Written exercise: Each line that holds the word "inline" counts once; report the total and nothing else.

Exercise data:
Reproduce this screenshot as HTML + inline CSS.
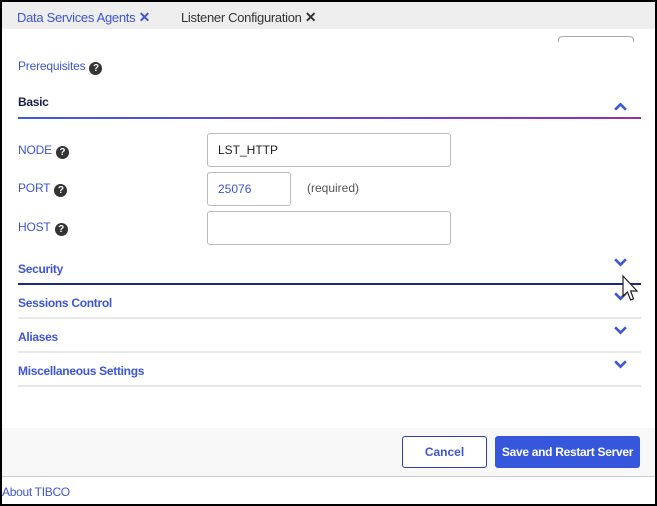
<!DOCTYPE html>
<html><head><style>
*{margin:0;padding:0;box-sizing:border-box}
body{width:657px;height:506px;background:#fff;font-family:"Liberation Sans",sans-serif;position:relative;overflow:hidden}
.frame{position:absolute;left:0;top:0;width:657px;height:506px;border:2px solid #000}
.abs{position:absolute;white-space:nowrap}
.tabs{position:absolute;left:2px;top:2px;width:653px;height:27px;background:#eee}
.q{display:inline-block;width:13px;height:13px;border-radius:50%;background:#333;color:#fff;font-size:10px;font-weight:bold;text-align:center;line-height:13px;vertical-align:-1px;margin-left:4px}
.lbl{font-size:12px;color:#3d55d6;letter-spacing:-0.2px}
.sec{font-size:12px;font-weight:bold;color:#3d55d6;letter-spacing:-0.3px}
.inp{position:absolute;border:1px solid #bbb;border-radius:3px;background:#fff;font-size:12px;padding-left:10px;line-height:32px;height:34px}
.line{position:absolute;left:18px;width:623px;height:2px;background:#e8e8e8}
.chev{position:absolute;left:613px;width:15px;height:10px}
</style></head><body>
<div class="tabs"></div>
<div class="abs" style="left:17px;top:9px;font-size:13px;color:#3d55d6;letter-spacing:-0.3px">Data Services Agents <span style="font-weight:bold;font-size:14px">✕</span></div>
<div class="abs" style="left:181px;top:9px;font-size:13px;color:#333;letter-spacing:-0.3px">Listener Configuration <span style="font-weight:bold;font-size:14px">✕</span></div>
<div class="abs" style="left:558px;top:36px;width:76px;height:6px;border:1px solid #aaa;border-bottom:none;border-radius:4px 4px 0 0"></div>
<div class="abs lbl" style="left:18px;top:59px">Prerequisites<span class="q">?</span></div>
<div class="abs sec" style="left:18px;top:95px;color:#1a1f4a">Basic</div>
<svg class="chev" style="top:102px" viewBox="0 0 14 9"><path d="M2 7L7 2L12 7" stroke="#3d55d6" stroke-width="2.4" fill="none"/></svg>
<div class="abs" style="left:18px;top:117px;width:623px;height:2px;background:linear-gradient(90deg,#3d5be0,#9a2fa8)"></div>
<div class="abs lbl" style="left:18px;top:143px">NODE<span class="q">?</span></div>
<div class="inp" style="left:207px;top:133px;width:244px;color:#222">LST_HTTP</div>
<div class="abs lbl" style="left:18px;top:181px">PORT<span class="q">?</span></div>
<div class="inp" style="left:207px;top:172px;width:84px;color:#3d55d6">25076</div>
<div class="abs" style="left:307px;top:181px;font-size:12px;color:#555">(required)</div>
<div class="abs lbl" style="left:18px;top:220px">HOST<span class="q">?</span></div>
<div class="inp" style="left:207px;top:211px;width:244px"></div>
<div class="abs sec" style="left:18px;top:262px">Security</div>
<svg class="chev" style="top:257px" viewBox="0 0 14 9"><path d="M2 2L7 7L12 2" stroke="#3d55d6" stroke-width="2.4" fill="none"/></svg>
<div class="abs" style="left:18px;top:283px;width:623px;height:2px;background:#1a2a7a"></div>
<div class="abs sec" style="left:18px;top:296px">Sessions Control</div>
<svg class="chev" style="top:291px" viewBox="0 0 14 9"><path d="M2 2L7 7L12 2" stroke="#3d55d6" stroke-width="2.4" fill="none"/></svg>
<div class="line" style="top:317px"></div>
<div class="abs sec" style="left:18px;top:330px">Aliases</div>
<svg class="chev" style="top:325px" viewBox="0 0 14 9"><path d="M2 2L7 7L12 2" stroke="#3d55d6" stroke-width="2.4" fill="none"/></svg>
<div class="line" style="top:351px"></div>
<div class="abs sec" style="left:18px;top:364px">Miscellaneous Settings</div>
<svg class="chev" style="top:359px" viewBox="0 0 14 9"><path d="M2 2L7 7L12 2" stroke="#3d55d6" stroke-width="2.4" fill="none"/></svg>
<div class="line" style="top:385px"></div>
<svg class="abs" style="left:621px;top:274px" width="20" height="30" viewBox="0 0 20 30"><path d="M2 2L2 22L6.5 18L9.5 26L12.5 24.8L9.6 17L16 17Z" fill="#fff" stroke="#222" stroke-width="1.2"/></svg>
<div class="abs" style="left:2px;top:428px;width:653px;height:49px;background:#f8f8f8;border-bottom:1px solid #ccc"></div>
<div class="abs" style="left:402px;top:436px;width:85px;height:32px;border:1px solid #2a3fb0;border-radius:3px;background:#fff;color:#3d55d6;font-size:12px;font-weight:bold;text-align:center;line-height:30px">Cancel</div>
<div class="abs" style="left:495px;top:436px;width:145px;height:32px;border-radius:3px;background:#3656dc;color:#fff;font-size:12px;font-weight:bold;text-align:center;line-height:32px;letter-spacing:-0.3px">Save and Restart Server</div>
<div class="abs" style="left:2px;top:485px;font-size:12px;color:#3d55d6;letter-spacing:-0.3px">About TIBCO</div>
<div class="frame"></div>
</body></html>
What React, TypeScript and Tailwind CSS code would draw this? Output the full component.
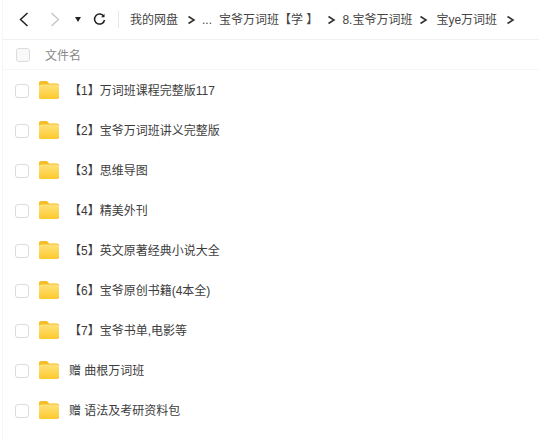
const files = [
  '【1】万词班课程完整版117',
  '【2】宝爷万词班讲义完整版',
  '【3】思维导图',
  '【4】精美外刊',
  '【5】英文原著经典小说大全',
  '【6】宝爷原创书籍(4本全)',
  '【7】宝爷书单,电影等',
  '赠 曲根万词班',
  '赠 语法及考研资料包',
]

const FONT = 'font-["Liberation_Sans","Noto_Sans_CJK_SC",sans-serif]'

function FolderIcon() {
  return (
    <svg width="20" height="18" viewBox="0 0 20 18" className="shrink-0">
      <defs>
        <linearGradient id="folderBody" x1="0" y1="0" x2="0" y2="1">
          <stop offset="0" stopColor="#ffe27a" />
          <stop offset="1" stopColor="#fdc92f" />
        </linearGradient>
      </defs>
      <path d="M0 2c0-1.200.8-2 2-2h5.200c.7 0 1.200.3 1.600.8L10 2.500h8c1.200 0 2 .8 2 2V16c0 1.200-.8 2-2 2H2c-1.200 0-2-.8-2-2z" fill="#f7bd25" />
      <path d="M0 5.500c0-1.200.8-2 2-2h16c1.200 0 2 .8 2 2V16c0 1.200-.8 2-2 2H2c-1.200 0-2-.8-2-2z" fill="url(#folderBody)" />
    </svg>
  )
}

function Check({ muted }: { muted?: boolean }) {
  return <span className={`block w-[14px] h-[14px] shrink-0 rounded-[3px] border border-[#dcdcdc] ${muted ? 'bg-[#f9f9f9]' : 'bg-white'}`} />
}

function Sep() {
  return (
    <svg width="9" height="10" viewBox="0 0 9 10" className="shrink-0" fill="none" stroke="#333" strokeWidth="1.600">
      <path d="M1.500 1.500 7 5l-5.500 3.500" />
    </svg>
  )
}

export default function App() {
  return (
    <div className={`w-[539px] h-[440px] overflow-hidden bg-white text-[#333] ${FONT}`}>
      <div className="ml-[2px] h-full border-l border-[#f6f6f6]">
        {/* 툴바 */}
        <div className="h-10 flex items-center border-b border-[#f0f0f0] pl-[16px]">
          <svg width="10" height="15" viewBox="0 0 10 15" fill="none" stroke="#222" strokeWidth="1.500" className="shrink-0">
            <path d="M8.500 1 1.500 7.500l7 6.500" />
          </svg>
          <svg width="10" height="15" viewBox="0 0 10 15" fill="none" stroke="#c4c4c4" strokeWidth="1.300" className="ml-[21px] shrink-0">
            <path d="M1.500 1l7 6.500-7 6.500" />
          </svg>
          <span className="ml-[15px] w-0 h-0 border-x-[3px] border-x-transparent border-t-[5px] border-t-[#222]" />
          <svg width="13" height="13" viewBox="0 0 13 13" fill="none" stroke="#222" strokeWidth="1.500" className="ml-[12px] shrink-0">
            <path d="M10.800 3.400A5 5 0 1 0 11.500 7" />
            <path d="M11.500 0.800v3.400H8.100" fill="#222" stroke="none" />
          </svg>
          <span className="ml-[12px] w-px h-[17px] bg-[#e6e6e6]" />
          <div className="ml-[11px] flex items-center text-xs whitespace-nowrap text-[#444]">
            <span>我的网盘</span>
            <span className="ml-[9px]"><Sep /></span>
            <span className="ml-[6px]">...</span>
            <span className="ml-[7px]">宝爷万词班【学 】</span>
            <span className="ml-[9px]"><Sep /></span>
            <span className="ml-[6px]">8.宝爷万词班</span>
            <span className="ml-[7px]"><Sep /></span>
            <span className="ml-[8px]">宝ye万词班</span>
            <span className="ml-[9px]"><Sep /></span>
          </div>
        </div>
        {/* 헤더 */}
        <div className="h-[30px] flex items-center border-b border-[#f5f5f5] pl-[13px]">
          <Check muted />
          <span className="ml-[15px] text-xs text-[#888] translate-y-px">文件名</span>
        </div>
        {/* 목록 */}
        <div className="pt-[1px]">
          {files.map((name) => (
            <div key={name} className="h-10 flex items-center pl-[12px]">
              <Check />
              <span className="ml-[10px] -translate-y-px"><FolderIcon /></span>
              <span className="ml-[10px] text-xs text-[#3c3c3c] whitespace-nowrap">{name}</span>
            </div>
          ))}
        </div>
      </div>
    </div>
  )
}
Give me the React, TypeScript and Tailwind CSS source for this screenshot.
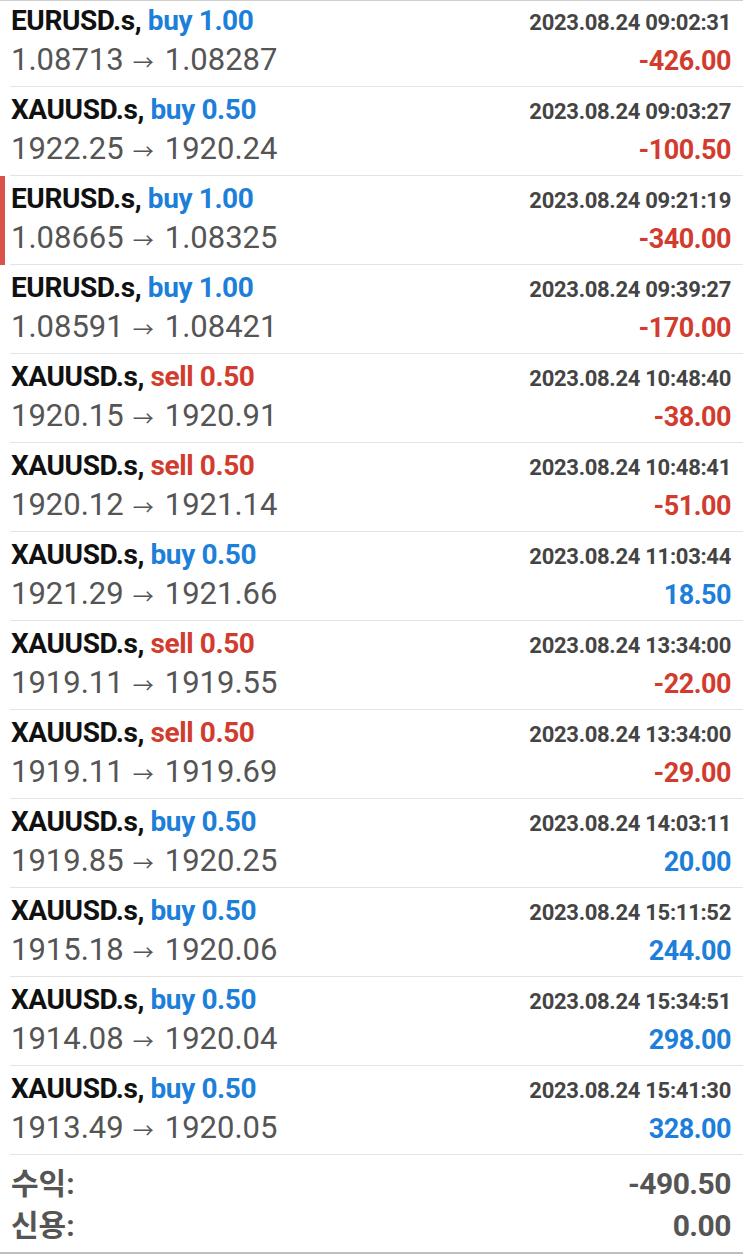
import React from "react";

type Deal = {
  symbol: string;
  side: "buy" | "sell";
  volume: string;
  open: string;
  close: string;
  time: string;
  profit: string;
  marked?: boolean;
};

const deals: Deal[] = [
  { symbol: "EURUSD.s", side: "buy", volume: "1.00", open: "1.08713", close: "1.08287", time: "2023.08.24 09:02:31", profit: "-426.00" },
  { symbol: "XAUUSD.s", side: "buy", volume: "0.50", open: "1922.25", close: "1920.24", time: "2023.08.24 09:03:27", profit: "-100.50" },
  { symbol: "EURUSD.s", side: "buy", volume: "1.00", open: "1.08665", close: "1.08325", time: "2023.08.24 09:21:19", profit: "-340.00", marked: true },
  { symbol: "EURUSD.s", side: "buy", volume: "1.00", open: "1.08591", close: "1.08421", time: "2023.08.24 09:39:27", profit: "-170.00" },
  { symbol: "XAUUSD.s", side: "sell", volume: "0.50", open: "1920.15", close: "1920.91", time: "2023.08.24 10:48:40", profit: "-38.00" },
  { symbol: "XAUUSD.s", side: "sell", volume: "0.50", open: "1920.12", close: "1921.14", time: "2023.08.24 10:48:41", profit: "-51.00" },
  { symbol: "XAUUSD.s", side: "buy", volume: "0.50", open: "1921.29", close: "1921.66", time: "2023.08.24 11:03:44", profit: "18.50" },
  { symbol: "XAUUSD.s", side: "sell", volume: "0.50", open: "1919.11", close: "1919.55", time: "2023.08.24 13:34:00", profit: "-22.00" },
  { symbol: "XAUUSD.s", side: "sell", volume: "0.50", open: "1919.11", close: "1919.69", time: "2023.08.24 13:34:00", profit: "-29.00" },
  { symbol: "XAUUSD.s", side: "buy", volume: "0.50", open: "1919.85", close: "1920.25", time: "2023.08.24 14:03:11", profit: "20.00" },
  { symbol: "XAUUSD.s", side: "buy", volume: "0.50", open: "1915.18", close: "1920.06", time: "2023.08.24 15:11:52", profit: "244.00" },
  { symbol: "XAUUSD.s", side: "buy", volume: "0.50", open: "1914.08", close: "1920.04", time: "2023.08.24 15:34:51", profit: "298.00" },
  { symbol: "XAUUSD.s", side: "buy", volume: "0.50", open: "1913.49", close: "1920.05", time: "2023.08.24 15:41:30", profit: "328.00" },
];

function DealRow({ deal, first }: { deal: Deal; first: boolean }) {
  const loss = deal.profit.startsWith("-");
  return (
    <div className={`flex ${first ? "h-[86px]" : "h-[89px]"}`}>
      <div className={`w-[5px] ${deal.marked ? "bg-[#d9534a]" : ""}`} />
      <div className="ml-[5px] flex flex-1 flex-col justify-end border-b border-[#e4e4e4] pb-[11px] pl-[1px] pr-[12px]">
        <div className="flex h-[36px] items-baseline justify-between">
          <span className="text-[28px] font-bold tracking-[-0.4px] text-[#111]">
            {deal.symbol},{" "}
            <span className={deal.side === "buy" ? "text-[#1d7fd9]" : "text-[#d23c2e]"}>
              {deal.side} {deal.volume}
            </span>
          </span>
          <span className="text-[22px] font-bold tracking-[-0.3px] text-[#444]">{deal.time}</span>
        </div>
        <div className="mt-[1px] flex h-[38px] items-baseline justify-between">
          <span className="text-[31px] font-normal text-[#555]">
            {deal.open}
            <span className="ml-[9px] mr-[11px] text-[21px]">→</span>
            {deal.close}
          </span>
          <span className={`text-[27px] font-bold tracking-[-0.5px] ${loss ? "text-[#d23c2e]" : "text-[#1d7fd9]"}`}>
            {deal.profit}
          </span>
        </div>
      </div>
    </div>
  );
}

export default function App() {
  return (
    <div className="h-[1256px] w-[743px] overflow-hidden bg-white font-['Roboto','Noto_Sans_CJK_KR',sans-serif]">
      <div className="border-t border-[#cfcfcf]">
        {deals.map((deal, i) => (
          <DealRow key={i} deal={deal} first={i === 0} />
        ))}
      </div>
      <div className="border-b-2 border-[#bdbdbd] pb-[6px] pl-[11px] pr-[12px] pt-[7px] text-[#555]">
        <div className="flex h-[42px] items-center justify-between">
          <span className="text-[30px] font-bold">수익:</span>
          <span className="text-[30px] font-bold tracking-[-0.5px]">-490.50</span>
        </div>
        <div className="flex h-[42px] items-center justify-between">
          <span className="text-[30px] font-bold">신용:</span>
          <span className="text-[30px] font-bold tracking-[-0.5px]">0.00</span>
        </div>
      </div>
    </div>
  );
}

Response to the task: 2